The authors prospectively examined the association of serum selenium concentrations with all-cause and heart disease mortality among 3,199 adults with T2D from the third National Health and Nutrition Examination Survey (NHANES III) and NHANES (2003‒2004, 2011‒2014).
Mortality was linked to the National Death Index mortality data. Hazard ratios (HRs) and 95 percent confidence intervals (CIs) were estimated using Cox proportional hazard models.
The median concentration of serum selenium was 127.0 µg/L (interquartile range, 115.0‒139.1). A total of 1,693 deaths occurred, including 425 due to heart disease, during a mean follow-up of 12.6 years.
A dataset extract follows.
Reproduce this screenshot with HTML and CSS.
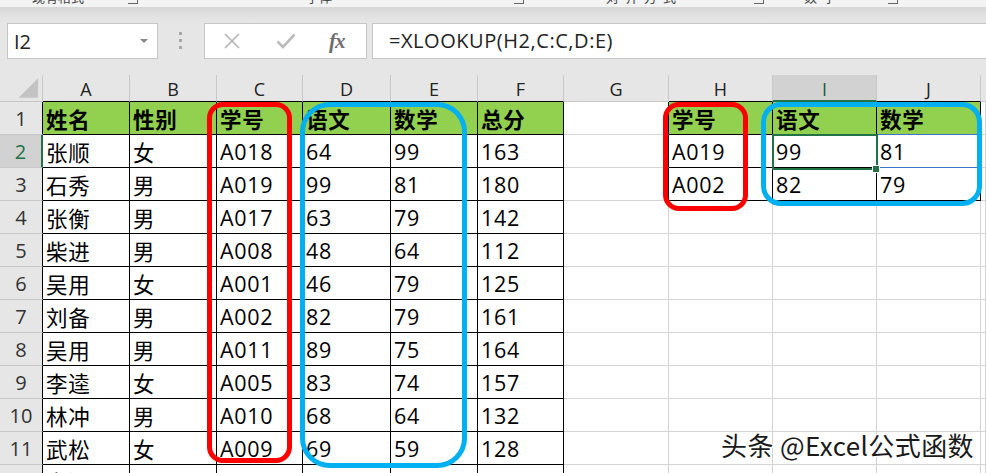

The multivariate-adjusted HRs for participants in the highest vs lowest quartile was 0.69 (95 percent CI, 0.54‒0.89) for all-cause mortality (ptrend=0.002) and 0.66 (95 percent CI, 0.45‒0.99) for heart disease mortality (ptrend=0.03). A linear dose‒response association was also observed between serum selenium (range, 89‒182 µg/L) and mortality.
Notably, a 64-percent lower risk of all-cause mortality and a 66-percent lower risk of heart disease mortality (p<0.05 for both) were noted for per-unit increase in natural log-transformed serum selenium. Results were similar when stratified by age, sex, race, smoking status, body mass index, physical activity, diabetes duration, and HbA1c concentrations.
“More studies are needed to confirm these findings,” the authors said.